> **INSTRUCTIONS TO FOLLOW**
Copy each line in which the string "this" occurs.

Web page code records
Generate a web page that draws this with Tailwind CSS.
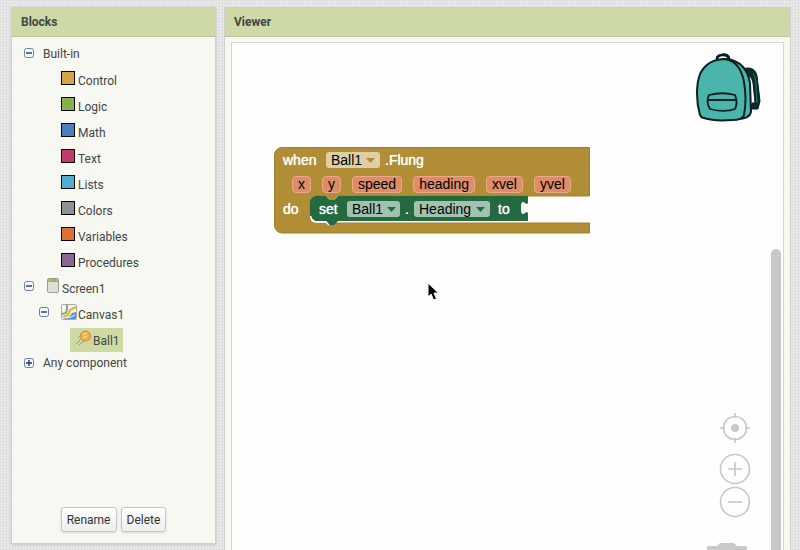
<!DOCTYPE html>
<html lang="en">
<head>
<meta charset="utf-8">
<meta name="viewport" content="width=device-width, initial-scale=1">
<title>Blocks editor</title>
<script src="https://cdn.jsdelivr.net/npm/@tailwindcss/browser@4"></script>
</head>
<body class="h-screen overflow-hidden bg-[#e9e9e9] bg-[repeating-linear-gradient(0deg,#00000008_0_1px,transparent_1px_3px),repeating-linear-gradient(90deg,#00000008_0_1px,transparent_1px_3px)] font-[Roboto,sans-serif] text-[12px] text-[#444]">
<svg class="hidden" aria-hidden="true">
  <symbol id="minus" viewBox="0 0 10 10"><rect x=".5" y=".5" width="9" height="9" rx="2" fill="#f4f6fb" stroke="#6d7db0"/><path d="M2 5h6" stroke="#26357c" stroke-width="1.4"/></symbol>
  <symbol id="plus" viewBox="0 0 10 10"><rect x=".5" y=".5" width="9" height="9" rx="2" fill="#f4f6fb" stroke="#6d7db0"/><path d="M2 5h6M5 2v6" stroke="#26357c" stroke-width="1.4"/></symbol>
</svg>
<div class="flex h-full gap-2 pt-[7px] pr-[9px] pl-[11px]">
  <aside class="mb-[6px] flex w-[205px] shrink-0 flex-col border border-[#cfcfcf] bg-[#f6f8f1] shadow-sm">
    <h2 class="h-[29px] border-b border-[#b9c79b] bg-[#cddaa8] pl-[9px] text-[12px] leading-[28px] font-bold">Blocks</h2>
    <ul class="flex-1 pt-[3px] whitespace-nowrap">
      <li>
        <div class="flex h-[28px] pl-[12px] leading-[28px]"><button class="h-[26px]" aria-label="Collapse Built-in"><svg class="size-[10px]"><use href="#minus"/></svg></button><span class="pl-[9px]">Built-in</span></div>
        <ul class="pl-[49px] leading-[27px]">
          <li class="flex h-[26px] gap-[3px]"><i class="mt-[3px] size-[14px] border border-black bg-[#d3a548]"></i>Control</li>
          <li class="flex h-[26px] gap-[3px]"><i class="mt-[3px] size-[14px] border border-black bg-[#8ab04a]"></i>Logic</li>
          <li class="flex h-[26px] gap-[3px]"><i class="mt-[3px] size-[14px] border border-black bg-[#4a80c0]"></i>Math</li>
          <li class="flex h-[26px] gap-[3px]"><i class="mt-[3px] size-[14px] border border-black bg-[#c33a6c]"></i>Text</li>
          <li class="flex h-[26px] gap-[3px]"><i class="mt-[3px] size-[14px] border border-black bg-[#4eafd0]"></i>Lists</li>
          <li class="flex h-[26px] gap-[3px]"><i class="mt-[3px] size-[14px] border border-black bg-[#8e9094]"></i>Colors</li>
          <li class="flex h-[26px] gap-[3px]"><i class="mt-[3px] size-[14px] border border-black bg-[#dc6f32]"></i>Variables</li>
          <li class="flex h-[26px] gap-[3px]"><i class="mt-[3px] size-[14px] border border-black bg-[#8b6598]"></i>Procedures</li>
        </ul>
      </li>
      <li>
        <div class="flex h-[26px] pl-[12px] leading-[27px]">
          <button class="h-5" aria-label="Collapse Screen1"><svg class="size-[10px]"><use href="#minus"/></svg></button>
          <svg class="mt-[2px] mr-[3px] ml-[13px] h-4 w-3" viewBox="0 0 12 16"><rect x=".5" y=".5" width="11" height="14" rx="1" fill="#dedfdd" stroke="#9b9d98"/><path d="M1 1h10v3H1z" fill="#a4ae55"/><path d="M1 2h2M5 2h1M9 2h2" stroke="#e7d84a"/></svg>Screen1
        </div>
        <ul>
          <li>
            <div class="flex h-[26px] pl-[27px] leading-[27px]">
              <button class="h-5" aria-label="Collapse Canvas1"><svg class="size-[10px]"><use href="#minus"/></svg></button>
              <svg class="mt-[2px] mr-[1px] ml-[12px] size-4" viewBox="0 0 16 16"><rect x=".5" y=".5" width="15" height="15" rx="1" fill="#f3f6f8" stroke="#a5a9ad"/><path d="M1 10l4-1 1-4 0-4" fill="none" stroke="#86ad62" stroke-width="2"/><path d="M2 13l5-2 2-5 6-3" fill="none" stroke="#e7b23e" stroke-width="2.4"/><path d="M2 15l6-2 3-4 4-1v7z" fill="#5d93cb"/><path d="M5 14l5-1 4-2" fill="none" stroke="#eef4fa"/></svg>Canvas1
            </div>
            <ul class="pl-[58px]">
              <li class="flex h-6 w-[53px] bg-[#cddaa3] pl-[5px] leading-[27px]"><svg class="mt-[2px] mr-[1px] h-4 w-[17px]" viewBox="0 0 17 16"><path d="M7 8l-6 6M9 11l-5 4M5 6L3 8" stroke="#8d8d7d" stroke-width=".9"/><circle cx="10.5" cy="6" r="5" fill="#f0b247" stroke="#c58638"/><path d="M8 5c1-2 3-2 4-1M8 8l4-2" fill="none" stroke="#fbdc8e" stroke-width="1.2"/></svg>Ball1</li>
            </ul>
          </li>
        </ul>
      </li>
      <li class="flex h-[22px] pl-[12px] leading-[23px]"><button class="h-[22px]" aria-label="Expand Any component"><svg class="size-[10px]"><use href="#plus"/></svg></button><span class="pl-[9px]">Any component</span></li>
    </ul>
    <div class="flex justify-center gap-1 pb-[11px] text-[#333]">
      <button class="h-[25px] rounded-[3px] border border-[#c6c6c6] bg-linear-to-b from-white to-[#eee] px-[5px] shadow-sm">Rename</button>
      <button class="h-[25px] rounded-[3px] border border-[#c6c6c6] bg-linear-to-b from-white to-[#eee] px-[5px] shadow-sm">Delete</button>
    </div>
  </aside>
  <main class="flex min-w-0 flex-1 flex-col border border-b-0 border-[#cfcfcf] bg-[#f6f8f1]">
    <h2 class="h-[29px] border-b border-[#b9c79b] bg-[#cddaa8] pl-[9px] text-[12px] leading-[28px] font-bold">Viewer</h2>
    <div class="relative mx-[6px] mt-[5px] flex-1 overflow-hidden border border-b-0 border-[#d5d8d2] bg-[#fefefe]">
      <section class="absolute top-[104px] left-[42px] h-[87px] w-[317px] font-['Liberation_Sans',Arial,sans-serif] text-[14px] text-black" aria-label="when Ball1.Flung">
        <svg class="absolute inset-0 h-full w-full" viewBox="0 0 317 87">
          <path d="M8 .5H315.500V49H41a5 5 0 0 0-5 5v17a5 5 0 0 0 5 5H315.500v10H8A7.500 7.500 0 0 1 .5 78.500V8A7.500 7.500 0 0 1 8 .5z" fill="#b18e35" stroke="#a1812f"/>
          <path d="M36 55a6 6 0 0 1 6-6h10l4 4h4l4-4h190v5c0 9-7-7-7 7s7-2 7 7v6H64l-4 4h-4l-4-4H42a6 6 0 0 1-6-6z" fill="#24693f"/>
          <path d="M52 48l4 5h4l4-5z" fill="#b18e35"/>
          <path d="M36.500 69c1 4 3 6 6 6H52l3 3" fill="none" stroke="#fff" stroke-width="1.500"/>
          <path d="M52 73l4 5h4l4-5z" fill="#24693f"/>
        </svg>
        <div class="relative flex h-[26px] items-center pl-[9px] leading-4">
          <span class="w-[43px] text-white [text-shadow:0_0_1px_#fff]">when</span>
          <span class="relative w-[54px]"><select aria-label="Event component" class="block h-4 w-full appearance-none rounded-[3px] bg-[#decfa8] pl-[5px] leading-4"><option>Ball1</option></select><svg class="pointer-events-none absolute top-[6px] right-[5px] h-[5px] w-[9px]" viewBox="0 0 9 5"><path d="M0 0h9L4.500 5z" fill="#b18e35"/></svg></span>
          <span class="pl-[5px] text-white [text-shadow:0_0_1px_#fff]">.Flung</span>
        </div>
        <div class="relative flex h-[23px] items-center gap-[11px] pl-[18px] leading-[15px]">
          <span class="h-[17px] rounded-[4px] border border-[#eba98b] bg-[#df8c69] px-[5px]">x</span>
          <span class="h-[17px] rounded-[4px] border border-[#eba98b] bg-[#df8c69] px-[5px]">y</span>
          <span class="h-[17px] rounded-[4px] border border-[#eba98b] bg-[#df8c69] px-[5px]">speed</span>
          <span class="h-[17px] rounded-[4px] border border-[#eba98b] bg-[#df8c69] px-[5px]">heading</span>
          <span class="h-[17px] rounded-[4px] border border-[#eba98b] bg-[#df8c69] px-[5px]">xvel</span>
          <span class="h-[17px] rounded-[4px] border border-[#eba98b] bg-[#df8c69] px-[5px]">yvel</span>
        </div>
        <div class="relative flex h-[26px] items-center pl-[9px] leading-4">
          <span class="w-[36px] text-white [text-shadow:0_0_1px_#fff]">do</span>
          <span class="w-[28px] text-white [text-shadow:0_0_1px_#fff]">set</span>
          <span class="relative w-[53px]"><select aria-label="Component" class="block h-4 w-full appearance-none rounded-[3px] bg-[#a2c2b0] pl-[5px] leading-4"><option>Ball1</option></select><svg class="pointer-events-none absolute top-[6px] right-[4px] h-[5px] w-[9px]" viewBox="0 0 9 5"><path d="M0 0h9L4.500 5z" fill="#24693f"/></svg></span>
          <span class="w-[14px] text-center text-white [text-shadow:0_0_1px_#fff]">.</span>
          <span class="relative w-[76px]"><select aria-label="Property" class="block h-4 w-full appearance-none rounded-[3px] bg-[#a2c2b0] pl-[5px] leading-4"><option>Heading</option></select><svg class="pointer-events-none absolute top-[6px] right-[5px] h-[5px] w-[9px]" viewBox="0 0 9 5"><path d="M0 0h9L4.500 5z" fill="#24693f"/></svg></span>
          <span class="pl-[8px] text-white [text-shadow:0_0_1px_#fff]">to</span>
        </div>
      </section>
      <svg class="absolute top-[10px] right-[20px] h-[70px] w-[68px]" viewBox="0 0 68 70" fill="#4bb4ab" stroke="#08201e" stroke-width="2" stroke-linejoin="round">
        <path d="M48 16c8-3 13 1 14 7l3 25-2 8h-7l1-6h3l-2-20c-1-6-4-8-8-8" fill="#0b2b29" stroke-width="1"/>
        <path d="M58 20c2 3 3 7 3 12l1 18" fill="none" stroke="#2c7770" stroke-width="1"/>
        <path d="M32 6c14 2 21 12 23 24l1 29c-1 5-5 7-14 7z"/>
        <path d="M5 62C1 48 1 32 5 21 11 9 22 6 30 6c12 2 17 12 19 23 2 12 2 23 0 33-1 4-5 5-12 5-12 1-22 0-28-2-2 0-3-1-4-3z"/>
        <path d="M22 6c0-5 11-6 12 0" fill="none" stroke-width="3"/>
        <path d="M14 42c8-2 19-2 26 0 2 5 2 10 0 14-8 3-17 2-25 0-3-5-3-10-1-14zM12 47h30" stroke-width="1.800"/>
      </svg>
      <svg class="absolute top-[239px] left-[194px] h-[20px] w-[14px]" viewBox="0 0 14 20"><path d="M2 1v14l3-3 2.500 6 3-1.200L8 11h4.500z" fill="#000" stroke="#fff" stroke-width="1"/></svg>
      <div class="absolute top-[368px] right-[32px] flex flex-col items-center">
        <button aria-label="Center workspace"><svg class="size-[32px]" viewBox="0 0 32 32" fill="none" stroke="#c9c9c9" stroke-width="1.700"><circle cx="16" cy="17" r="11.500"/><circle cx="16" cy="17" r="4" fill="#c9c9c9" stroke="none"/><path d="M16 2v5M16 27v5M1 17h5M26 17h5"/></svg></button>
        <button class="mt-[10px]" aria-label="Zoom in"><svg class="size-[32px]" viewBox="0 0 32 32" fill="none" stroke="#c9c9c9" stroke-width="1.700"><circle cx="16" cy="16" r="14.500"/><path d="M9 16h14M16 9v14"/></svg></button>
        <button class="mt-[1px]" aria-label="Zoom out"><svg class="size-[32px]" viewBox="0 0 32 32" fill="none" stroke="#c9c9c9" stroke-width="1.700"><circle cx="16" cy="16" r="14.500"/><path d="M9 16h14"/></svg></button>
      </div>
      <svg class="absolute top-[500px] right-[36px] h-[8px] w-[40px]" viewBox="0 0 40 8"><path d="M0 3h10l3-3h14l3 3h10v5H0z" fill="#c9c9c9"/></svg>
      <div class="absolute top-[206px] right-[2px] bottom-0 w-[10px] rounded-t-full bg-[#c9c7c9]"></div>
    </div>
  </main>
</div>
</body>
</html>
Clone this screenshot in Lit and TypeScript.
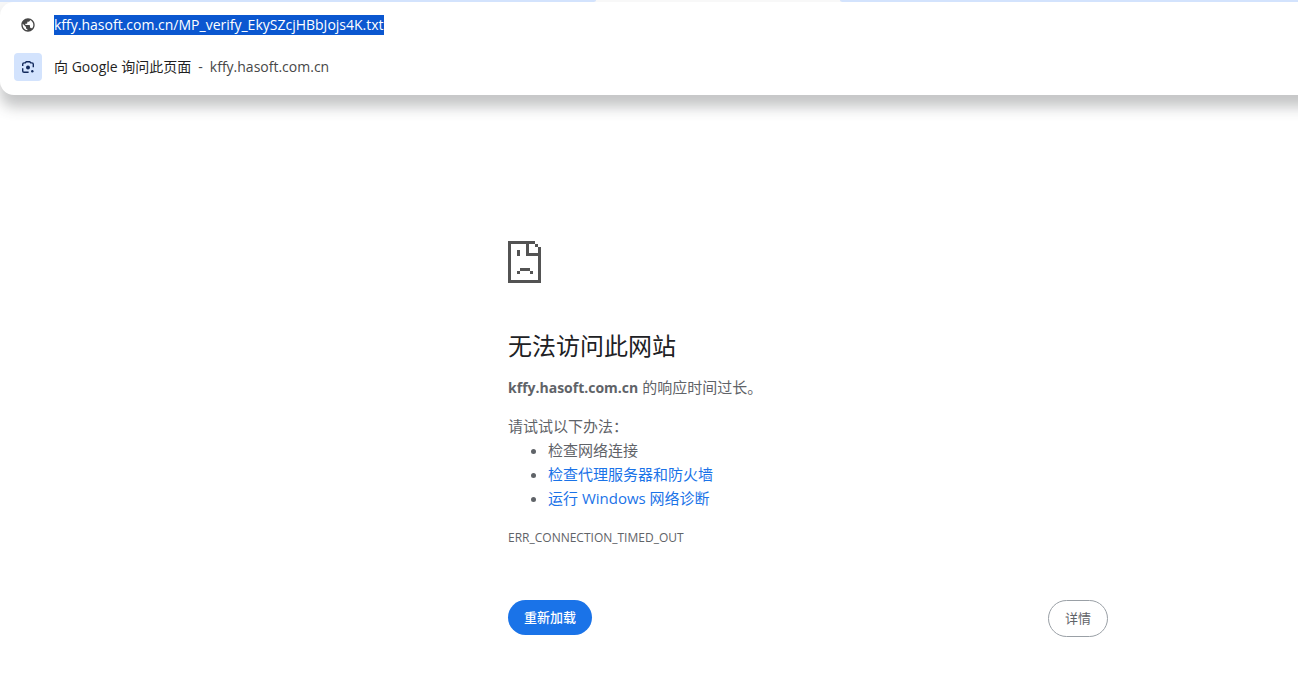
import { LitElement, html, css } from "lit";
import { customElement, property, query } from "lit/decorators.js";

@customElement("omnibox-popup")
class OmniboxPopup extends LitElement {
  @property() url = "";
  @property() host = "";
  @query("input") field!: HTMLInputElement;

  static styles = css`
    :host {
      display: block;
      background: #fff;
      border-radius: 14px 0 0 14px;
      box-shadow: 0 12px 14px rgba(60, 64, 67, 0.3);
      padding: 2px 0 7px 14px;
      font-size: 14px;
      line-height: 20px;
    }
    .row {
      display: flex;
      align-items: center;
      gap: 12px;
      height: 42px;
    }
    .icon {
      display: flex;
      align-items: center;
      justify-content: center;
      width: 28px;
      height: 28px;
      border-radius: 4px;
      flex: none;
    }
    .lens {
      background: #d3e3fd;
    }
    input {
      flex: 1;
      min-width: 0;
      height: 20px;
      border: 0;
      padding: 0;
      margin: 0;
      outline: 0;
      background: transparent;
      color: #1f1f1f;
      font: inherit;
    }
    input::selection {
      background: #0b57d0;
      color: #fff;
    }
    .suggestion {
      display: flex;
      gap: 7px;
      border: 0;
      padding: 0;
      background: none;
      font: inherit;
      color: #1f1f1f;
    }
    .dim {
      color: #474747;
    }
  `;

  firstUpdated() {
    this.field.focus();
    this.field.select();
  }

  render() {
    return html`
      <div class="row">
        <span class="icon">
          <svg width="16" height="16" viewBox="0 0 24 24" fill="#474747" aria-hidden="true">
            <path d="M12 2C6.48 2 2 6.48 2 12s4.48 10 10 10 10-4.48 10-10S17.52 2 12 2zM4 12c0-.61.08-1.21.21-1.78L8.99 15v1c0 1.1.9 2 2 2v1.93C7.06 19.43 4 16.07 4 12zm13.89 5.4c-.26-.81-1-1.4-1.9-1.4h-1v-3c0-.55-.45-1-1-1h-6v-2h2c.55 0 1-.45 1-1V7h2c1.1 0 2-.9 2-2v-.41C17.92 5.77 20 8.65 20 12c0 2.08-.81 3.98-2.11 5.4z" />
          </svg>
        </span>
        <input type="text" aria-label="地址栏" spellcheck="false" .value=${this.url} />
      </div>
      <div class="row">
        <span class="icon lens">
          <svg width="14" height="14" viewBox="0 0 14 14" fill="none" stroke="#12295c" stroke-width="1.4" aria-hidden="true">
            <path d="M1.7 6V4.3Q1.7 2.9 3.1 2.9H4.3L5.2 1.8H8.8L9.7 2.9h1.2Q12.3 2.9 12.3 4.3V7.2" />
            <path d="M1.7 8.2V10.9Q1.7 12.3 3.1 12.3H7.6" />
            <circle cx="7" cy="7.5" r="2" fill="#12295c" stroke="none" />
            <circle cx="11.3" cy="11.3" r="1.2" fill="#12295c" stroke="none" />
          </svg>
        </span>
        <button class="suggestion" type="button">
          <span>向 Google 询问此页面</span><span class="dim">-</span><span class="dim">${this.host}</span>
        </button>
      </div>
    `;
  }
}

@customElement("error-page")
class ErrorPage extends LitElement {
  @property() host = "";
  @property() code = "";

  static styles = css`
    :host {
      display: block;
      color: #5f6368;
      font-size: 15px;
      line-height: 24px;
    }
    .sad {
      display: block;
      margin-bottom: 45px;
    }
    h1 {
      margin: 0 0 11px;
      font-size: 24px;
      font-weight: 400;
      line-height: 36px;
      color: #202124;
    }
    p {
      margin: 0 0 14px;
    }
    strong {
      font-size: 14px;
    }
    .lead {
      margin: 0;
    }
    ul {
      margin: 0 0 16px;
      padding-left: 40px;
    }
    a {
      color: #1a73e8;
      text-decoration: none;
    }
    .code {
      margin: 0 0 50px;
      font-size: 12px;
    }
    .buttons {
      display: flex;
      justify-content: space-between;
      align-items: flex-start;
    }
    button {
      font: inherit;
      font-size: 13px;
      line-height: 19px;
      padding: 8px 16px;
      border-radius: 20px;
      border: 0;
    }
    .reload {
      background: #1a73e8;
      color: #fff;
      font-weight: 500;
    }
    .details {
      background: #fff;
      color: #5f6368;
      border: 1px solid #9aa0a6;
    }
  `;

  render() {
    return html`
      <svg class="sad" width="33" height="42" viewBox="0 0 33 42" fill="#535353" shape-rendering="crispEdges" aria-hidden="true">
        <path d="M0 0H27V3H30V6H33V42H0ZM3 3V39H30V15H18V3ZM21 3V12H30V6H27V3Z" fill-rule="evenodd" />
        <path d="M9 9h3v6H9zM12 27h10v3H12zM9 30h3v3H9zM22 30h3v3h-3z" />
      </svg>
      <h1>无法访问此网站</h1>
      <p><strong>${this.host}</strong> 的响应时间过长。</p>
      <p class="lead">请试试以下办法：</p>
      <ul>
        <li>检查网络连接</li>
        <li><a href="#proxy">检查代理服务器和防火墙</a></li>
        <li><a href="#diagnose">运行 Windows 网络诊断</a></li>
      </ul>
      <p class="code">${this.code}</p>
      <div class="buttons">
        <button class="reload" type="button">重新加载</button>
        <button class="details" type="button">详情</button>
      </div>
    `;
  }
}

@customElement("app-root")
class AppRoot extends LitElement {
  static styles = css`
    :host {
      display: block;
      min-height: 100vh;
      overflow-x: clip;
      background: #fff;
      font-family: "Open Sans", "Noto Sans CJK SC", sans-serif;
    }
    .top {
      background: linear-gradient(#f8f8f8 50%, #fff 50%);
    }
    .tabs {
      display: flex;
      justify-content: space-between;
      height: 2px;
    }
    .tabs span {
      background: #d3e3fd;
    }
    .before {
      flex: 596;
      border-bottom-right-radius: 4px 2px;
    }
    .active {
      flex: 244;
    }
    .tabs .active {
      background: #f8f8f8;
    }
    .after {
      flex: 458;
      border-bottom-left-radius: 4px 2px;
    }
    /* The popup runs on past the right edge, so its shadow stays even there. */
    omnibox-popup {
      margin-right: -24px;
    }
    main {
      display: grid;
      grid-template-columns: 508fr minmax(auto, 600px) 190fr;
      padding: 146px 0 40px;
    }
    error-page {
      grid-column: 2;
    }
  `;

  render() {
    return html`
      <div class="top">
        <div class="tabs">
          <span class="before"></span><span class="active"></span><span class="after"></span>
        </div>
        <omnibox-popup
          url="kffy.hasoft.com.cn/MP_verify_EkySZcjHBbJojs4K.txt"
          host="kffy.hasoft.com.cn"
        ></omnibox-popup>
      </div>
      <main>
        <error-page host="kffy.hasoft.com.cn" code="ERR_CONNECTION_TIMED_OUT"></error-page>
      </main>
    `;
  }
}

> **RESULT**
Generate a web page that draws this with Tailwind CSS.
Clone this screenshot in Lit and TypeScript.
    this.field.focus();
    this.field.select();
        <input type="text" aria-label="地址栏" spellcheck="false" .value=${this.url} />
          <span>向 Google 询问此页面</span><span class="dim">-</span><span class="dim">${this.host}</span>
      <p><strong>${this.host}</strong> 的响应时间过长。</p>
      <p class="code">${this.code}</p>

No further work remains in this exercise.